TEPIC, Mexico (Thomson Reuters Foundation) - A new “dipstick” serum test to quickly and cheaply determine whether a person is infected with Zika could lead to better healthcare for women with the virus, which can cause birth defects, said scientists.
The simple paper strips - which can be used to test for four sub-types of dengue as well as Zika - could also provide “early warning” of the spread of pathogens, said scientists who are exploring ways to commercialize the technology.
Kimberly Hamad-Schifferli, associate professor of engineering at the University of Massachusetts Boston, said it resembles a pregnancy test.
“You simply dunk it in a solution with a human sample and the fluid leaks through - two spots means it’s positive and one spot means it’s negative,” she told the Thomson Reuters Foundation.
Designed for use in developing countries, the aim is for the test to cost less than $1 per strip, she added. The lab cost is currently about $5.
The research, published in the journal Science Translational Medicine, involved more than 50 scientists.
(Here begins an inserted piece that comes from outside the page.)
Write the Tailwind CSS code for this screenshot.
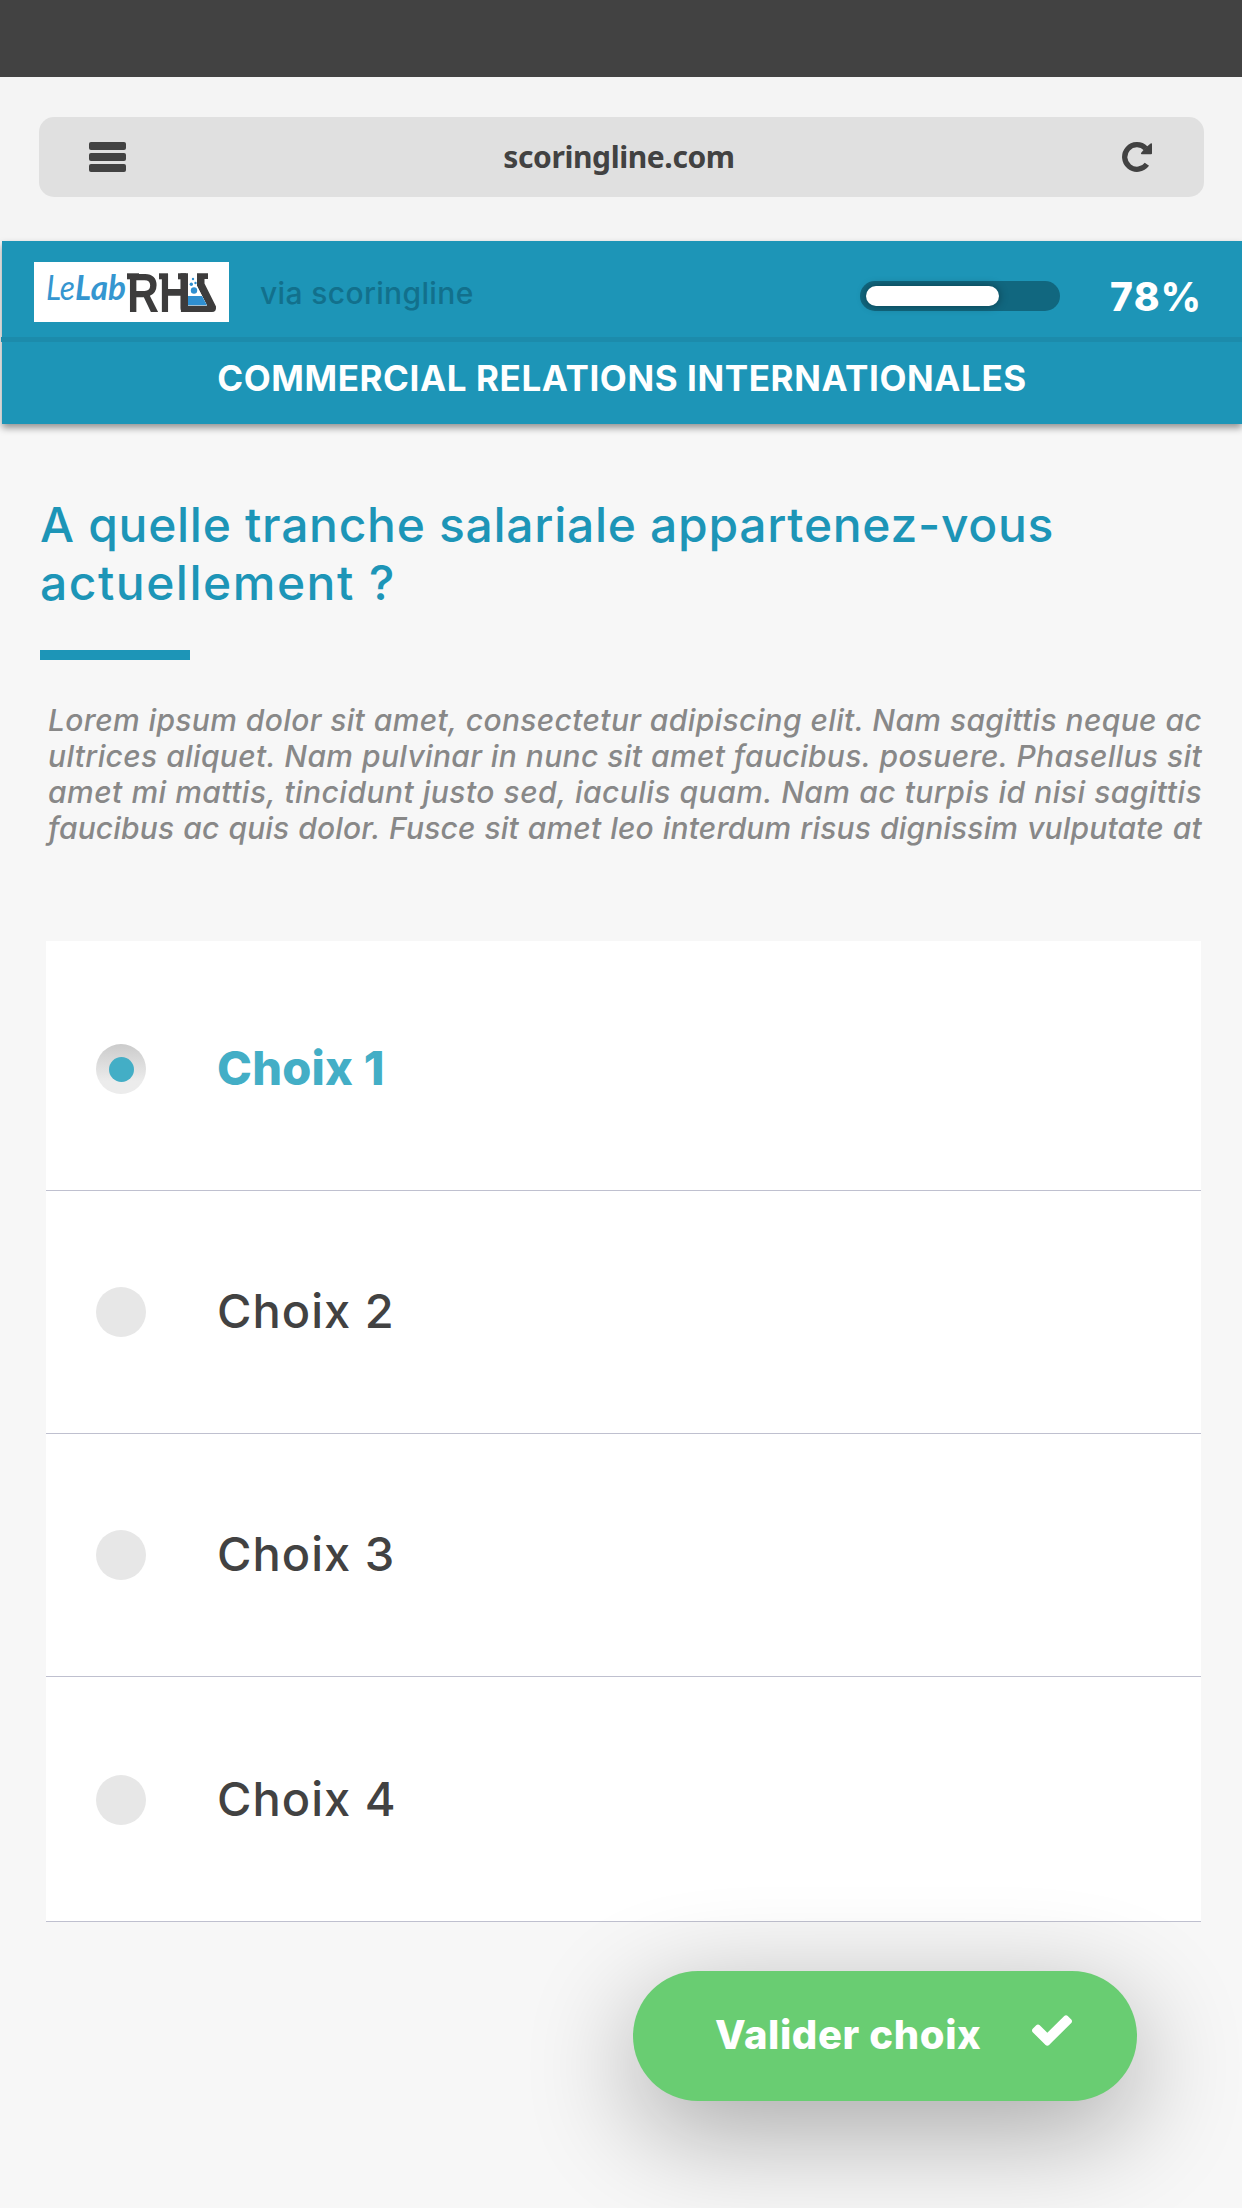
<!DOCTYPE html>
<html lang="fr">
<head>
  <meta charset="UTF-8">
  <meta name="viewport" content="width=device-width, initial-scale=1.0">
  <title>Scoringline - Commercial relations internationales</title>
  <!-- Tailwind CSS CDN -->
  <script src="https://cdn.jsdelivr.net/npm/@tailwindcss/browser@4"></script>
</head>
<body class="bg-[#f7f7f7] h-[2208px] overflow-hidden font-['Inter',sans-serif] text-[#424242]">
  <!-- Status bar -->
  <div class="h-[77px] bg-[#424242]"></div>

  <!-- Browser bar -->
  <div class="h-[164px] bg-[#f4f4f4] pt-10 pl-[39px] pr-[38px]">
    <div class="h-20 rounded-[15px] bg-[#e0e0e0] flex items-center justify-between pl-[50px] pr-[52px]">
      <div class="w-[37px] flex flex-col gap-[3px]">
        <div class="h-2 rounded-[2px] bg-[#424242]"></div>
        <div class="h-2 rounded-[2px] bg-[#424242]"></div>
        <div class="h-2 rounded-[2px] bg-[#424242]"></div>
      </div>
      <p class="pb-px pr-2.5 font-['Noto_Sans',sans-serif] font-bold text-[30px] leading-none tracking-[-0.4px]">scoringline.com</p>
      <svg class="w-[30px] h-[30px]" viewBox="0 0 30 30">
        <path d="M23.7 6.3A12.3 12.3 0 1 0 24.9 22.3" fill="none" stroke="#424242" stroke-width="5.3"/>
        <path d="M25 4.4L28.6 1.5Q30 .6 30 2V11.4Q30 12.2 29 12.2H19.6Q18.4 12 19.2 10.8L22 7.6z" fill="#424242"/>
      </svg>
    </div>
  </div>

  <!-- Header -->
  <header class="ml-0.5 h-[183px] bg-[#1d95b7] shadow-[0_4px_7px_rgba(0,0,0,0.4)]">
    <div class="h-24 flex items-center pt-1.5 pl-8 pr-[41px]">
      <svg class="w-[195px] h-[60px] bg-white overflow-visible" viewBox="0 0 195 60">
        <g fill="#3596d0" font-family="Lato, sans-serif" font-style="italic" font-size="34">
          <text x="12" y="38" textLength="29" lengthAdjust="spacingAndGlyphs">Le</text>
          <text x="41" y="38" font-weight="700" textLength="51" lengthAdjust="spacingAndGlyphs">Lab</text>
        </g>
        <g fill="#3d3c3c" font-family="Liberation Sans, sans-serif" font-weight="700" font-size="56">
          <text x="93" y="50" textLength="32" lengthAdjust="spacingAndGlyphs">R</text>
          <text x="125" y="50" textLength="31" lengthAdjust="spacingAndGlyphs">H</text>
          <rect x="93" y="11.3" width="12" height="6"/>
          <rect x="125" y="11.3" width="9" height="6"/>
          <rect x="144" y="11.3" width="8" height="6"/>
        </g>
        <!-- Flask -->
        <path d="M146.500 11.300H154V43.500H173L163 24V11.300H174V17H170.500V21.500L182 44.500Q182.500 50 178 50H150Q146.500 50 146.500 46z" fill="#3d3c3c"/>
        <path d="M154 11H163V24L173 43.500H154z" fill="#fff"/>
        <path d="M154 34H168L173 43.200H154z" fill="#2f8fd0"/>
        <g fill="#2f8fd0">
          <circle cx="160" cy="28.500" r="3.200"/>
          <circle cx="157.300" cy="22.300" r="1.700"/>
          <circle cx="161.500" cy="21" r="1.200"/>
          <circle cx="159" cy="17" r="1.200"/>
        </g>
      </svg>
      <p class="ml-[31px] pt-px font-medium text-[30px] leading-none tracking-[0.35px] text-[#12708c]">via scoringline</p>
      <div class="ml-auto mt-2 flex items-center">
        <div class="w-[200px] h-[30px] rounded-full bg-[#11677f] pl-1.5 py-[5px]">
          <div class="h-5 rounded-full bg-white shadow-[0_0_10px_rgba(0,0,0,0.4)]" style="width: 133px"></div>
        </div>
        <p class="ml-[50px] w-[91px] whitespace-nowrap font-extrabold text-[39px] leading-none tracking-[1.3px] text-white">78%</p>
      </div>
    </div>
    <div class="-ml-px h-[5px] bg-[#1c8bab]"></div>
    <h1 class="h-[82px] pb-[9px] flex items-center justify-center font-bold text-[35px] leading-none tracking-[0.6px] text-white">COMMERCIAL RELATIONS INTERNATIONALES</h1>
  </header>

  <main class="pt-[72px]">
    <h2 class="pl-10 font-medium text-[48px] leading-[58px] text-[#1d95b7]">
      <span class="block tracking-[0.7px]">A quelle tranche salariale appartenez-vous</span>
      <span class="block tracking-[1.5px]">actuellement ?</span>
    </h2>
    <div class="ml-10 mt-[38px] w-[150px] h-2.5 bg-[#1d95b7]"></div>

    <div class="mt-[42px] ml-12 mr-10 font-medium italic text-[30px] leading-9 tracking-[0.25px] text-[#888] whitespace-nowrap">
      <p class="tracking-[0.35px] [text-align-last:justify]">Lorem ipsum dolor sit amet, consectetur adipiscing elit. Nam sagittis neque ac</p>
      <p class="tracking-[0.35px] [text-align-last:justify]">ultrices aliquet. Nam pulvinar in nunc sit amet faucibus. posuere. Phasellus sit</p>
      <p class="tracking-[0.45px] [text-align-last:justify]">amet mi mattis, tincidunt justo sed, iaculis quam. Nam ac turpis id nisi sagittis</p>
      <p class="tracking-[0.15px] [text-align-last:justify]">faucibus ac quis dolor. Fusce sit amet leo interdum risus dignissim vulputate at</p>
    </div>

    <!-- Choices -->
    <ul class="mt-[95px] ml-[46px] mr-[41px] bg-white text-[47px] leading-none font-medium tracking-[1px]">
      <li class="h-[250px] pt-[7px] pl-[50px] flex items-center border-b border-[#bfc0cf]">
        <span class="w-[50px] h-[50px] rounded-full bg-[#e9e9e9] bg-linear-to-b from-[#cbcbcb] to-[#ececec] to-75% flex items-center justify-center">
          <span class="w-[25px] h-[25px] rounded-full bg-[#43aec6]"></span>
        </span>
        <span class="ml-[71px] pb-[3px] font-extrabold tracking-[0.2px] text-[#43aec6]">Choix 1</span>
      </li>
      <li class="h-[243px] pl-[50px] flex items-center border-b border-[#bfc0cf]">
        <span class="w-[50px] h-[50px] rounded-full bg-[#e7e7e7]"></span>
        <span class="ml-[71px] pb-[3px]">Choix 2</span>
      </li>
      <li class="h-[243px] pl-[50px] flex items-center border-b border-[#bfc0cf]">
        <span class="w-[50px] h-[50px] rounded-full bg-[#e7e7e7]"></span>
        <span class="ml-[71px] pb-[3px]">Choix 3</span>
      </li>
      <li class="h-[245px] pt-px pl-[50px] flex items-center border-b border-[#bfc0cf]">
        <span class="w-[50px] h-[50px] rounded-full bg-[#e7e7e7]"></span>
        <span class="ml-[71px] pb-[3px]">Choix 4</span>
      </li>
    </ul>

    <button class="mt-[49px] ml-[633px] w-[504px] h-[130px] rounded-full bg-[#69cd72] pl-[82px] pr-[65px] flex items-center justify-between text-white shadow-[0_30px_110px_rgba(0,0,0,0.33)]">
      <span class="pb-[3px] font-extrabold text-[40px] leading-none tracking-[0.6px]">Valider choix</span>
      <svg class="w-10 h-[31px] mb-3" viewBox="121 334 1550 1188" fill="#fff">
        <path d="M1671 566q0 40-28 68l-724 724-136 136q-28 28-68 28t-68-28l-136-136-362-362q-28-28-28-68t28-68l136-136q28-28 68-28t68 28l294 295 656-657q28-28 68-28t68 28l136 136q28 28 28 68z"/>
      </svg>
    </button>
  </main>
</body>
</html>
It tested serum from people in Latin America and India to determine infections by the various viruses.
Transmitted by the Aedes aegypti mosquito, the symptoms of dengue, Zika and yellow fever can appear very similar, including fevers, headaches and aching joints and muscles.
But pregnant women infected with Zika risk having babies with the birth defect microcephaly, which is defined by an unusually small head and can result in developmental problems and other severe brain abnormalities.
The Zika epidemic that hit Brazil in 2015 left thousands of babies suffering birth defects.
“Knowing whether these tests are positive or negative is very important for designing the course of clinical care,” said Lee Gehrke, professor in the Institute for Medical Engineering and Science at the Massachusetts Institute of Technology (MIT). “It simplifies the decision tree and, we believe, leads to improved patient care.”
MIT, whose scientists led the research, is looking to patent the technology and obtain regulatory approval for the antigen-based test.
Scientists said the test had been proven not to “cross-react”, meaning it did not show a false positive for a closely related virus rather than the one being tested for.
It requires little technical skill and could be used on blood as well as serum samples, they added.
Besides diagnosing patients in clinics and hospitals, the dipstick tests could also be used to alert public health services if new serotypes of dengue, for example, arrive in a particular place, said Gehrke.
“If a new serotype is introduced into an area, it can cause an outbreak because (people’s) immune systems do not protect them from the new virus,” he said.
There is currently no treatment for Zika infection. Companies and scientists are racing to develop a safe, effective vaccine, but a preventative shot is not expected to be ready for widespread use for at least two or three years.
Endemic in Latin America and Asia, dengue infects hundreds of millions of people each year, and is becoming more prevalent. There is no dedicated treatment for the virus which is usually found in urban and semi-urban areas.